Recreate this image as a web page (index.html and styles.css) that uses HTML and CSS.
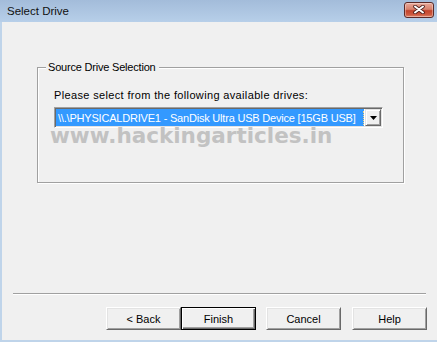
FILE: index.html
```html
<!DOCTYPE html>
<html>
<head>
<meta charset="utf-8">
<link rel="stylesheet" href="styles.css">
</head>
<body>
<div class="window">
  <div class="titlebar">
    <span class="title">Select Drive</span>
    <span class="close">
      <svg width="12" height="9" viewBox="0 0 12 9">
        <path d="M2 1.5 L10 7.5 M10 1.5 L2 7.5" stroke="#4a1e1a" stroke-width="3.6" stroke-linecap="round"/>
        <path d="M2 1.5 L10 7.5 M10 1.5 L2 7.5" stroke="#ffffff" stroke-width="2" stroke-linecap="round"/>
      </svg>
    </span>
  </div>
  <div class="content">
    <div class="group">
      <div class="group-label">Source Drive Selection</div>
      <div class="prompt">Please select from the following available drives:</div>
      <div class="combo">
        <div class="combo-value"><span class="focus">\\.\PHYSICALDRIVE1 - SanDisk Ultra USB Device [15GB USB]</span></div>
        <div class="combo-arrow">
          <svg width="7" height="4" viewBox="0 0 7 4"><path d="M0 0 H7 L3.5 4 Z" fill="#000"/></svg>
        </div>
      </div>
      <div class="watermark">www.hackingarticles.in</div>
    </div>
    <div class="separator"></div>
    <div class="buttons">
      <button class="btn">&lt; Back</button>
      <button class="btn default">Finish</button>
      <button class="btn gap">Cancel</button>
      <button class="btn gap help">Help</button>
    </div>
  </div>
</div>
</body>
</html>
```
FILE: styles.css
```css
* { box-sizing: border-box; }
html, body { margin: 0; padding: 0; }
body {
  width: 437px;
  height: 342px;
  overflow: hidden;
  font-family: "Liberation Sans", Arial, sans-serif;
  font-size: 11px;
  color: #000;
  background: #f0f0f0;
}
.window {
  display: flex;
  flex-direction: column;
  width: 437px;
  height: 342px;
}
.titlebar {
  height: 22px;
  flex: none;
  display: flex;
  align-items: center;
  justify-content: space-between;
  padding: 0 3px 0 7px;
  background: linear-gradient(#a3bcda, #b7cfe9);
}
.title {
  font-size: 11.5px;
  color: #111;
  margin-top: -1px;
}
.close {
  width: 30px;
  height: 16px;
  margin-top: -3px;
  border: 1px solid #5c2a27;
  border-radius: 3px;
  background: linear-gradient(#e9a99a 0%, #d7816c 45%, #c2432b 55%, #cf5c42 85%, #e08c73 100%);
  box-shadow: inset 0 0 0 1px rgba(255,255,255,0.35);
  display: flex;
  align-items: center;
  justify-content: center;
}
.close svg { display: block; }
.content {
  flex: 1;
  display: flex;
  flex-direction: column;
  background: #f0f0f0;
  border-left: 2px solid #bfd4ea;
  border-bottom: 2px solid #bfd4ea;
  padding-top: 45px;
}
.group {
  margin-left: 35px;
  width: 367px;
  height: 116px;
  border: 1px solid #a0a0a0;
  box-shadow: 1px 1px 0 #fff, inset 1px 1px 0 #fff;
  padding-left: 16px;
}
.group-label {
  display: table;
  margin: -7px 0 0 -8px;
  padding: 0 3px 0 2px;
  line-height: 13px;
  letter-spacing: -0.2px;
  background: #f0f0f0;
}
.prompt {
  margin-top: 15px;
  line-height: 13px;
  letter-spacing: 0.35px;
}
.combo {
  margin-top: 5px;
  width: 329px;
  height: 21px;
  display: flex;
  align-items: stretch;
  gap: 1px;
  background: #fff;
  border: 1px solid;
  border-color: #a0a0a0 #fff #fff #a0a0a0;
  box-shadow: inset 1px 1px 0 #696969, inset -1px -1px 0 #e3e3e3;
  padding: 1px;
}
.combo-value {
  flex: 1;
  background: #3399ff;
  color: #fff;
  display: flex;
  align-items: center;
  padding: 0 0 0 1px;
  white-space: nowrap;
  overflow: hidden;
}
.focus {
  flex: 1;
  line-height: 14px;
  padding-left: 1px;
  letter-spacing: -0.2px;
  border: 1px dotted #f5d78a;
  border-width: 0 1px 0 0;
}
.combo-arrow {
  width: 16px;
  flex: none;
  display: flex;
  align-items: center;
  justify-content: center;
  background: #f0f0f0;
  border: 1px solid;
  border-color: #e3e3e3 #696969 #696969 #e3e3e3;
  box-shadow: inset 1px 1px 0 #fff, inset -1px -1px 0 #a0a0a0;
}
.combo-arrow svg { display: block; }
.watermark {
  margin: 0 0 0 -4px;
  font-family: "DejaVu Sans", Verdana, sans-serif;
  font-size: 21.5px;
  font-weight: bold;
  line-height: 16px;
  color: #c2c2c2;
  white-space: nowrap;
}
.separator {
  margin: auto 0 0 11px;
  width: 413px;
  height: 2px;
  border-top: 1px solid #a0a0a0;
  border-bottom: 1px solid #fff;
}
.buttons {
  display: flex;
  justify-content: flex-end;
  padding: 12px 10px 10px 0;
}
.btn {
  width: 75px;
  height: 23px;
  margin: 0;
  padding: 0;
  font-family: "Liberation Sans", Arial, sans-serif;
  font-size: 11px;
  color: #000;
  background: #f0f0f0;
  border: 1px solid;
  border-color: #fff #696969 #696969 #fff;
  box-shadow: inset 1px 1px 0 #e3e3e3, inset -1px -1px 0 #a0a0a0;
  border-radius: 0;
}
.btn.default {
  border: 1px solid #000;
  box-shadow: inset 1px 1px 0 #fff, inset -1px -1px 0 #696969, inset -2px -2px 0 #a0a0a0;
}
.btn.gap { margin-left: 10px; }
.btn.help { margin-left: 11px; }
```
•••••
▶ [WRITTEN TASK] Copy out all of the data word for word. Do not carry over any picture.

▶ [RESULT OF THE EXERCISE]
Recreate this image as a web page (index.html and styles.css) that uses HTML and CSS.
FILE: index.html
```html
<!DOCTYPE html>
<html>
<head>
<meta charset="utf-8">
<link rel="stylesheet" href="styles.css">
</head>
<body>
<div class="window">
  <div class="titlebar">
    <span class="title">Select Drive</span>
    <span class="close">
      <svg width="12" height="9" viewBox="0 0 12 9">
        <path d="M2 1.5 L10 7.5 M10 1.5 L2 7.5" stroke="#4a1e1a" stroke-width="3.6" stroke-linecap="round"/>
        <path d="M2 1.5 L10 7.5 M10 1.5 L2 7.5" stroke="#ffffff" stroke-width="2" stroke-linecap="round"/>
      </svg>
    </span>
  </div>
  <div class="content">
    <div class="group">
      <div class="group-label">Source Drive Selection</div>
      <div class="prompt">Please select from the following available drives:</div>
      <div class="combo">
        <div class="combo-value"><span class="focus">\\.\PHYSICALDRIVE1 - SanDisk Ultra USB Device [15GB USB]</span></div>
        <div class="combo-arrow">
          <svg width="7" height="4" viewBox="0 0 7 4"><path d="M0 0 H7 L3.5 4 Z" fill="#000"/></svg>
        </div>
      </div>
      <div class="watermark">www.hackingarticles.in</div>
    </div>
    <div class="separator"></div>
    <div class="buttons">
      <button class="btn">&lt; Back</button>
      <button class="btn default">Finish</button>
      <button class="btn gap">Cancel</button>
      <button class="btn gap help">Help</button>
    </div>
  </div>
</div>
</body>
</html>
```
FILE: styles.css
```css
* { box-sizing: border-box; }
html, body { margin: 0; padding: 0; }
body {
  width: 437px;
  height: 342px;
  overflow: hidden;
  font-family: "Liberation Sans", Arial, sans-serif;
  font-size: 11px;
  color: #000;
  background: #f0f0f0;
}
.window {
  display: flex;
  flex-direction: column;
  width: 437px;
  height: 342px;
}
.titlebar {
  height: 22px;
  flex: none;
  display: flex;
  align-items: center;
  justify-content: space-between;
  padding: 0 3px 0 7px;
  background: linear-gradient(#a3bcda, #b7cfe9);
}
.title {
  font-size: 11.5px;
  color: #111;
  margin-top: -1px;
}
.close {
  width: 30px;
  height: 16px;
  margin-top: -3px;
  border: 1px solid #5c2a27;
  border-radius: 3px;
  background: linear-gradient(#e9a99a 0%, #d7816c 45%, #c2432b 55%, #cf5c42 85%, #e08c73 100%);
  box-shadow: inset 0 0 0 1px rgba(255,255,255,0.35);
  display: flex;
  align-items: center;
  justify-content: center;
}
.close svg { display: block; }
.content {
  flex: 1;
  display: flex;
  flex-direction: column;
  background: #f0f0f0;
  border-left: 2px solid #bfd4ea;
  border-bottom: 2px solid #bfd4ea;
  padding-top: 45px;
}
.group {
  margin-left: 35px;
  width: 367px;
  height: 116px;
  border: 1px solid #a0a0a0;
  box-shadow: 1px 1px 0 #fff, inset 1px 1px 0 #fff;
  padding-left: 16px;
}
.group-label {
  display: table;
  margin: -7px 0 0 -8px;
  padding: 0 3px 0 2px;
  line-height: 13px;
  letter-spacing: -0.2px;
  background: #f0f0f0;
}
.prompt {
  margin-top: 15px;
  line-height: 13px;
  letter-spacing: 0.35px;
}
.combo {
  margin-top: 5px;
  width: 329px;
  height: 21px;
  display: flex;
  align-items: stretch;
  gap: 1px;
  background: #fff;
  border: 1px solid;
  border-color: #a0a0a0 #fff #fff #a0a0a0;
  box-shadow: inset 1px 1px 0 #696969, inset -1px -1px 0 #e3e3e3;
  padding: 1px;
}
.combo-value {
  flex: 1;
  background: #3399ff;
  color: #fff;
  display: flex;
  align-items: center;
  padding: 0 0 0 1px;
  white-space: nowrap;
  overflow: hidden;
}
.focus {
  flex: 1;
  line-height: 14px;
  padding-left: 1px;
  letter-spacing: -0.2px;
  border: 1px dotted #f5d78a;
  border-width: 0 1px 0 0;
}
.combo-arrow {
  width: 16px;
  flex: none;
  display: flex;
  align-items: center;
  justify-content: center;
  background: #f0f0f0;
  border: 1px solid;
  border-color: #e3e3e3 #696969 #696969 #e3e3e3;
  box-shadow: inset 1px 1px 0 #fff, inset -1px -1px 0 #a0a0a0;
}
.combo-arrow svg { display: block; }
.watermark {
  margin: 0 0 0 -4px;
  font-family: "DejaVu Sans", Verdana, sans-serif;
  font-size: 21.5px;
  font-weight: bold;
  line-height: 16px;
  color: #c2c2c2;
  white-space: nowrap;
}
.separator {
  margin: auto 0 0 11px;
  width: 413px;
  height: 2px;
  border-top: 1px solid #a0a0a0;
  border-bottom: 1px solid #fff;
}
.buttons {
  display: flex;
  justify-content: flex-end;
  padding: 12px 10px 10px 0;
}
.btn {
  width: 75px;
  height: 23px;
  margin: 0;
  padding: 0;
  font-family: "Liberation Sans", Arial, sans-serif;
  font-size: 11px;
  color: #000;
  background: #f0f0f0;
  border: 1px solid;
  border-color: #fff #696969 #696969 #fff;
  box-shadow: inset 1px 1px 0 #e3e3e3, inset -1px -1px 0 #a0a0a0;
  border-radius: 0;
}
.btn.default {
  border: 1px solid #000;
  box-shadow: inset 1px 1px 0 #fff, inset -1px -1px 0 #696969, inset -2px -2px 0 #a0a0a0;
}
.btn.gap { margin-left: 10px; }
.btn.help { margin-left: 11px; }
```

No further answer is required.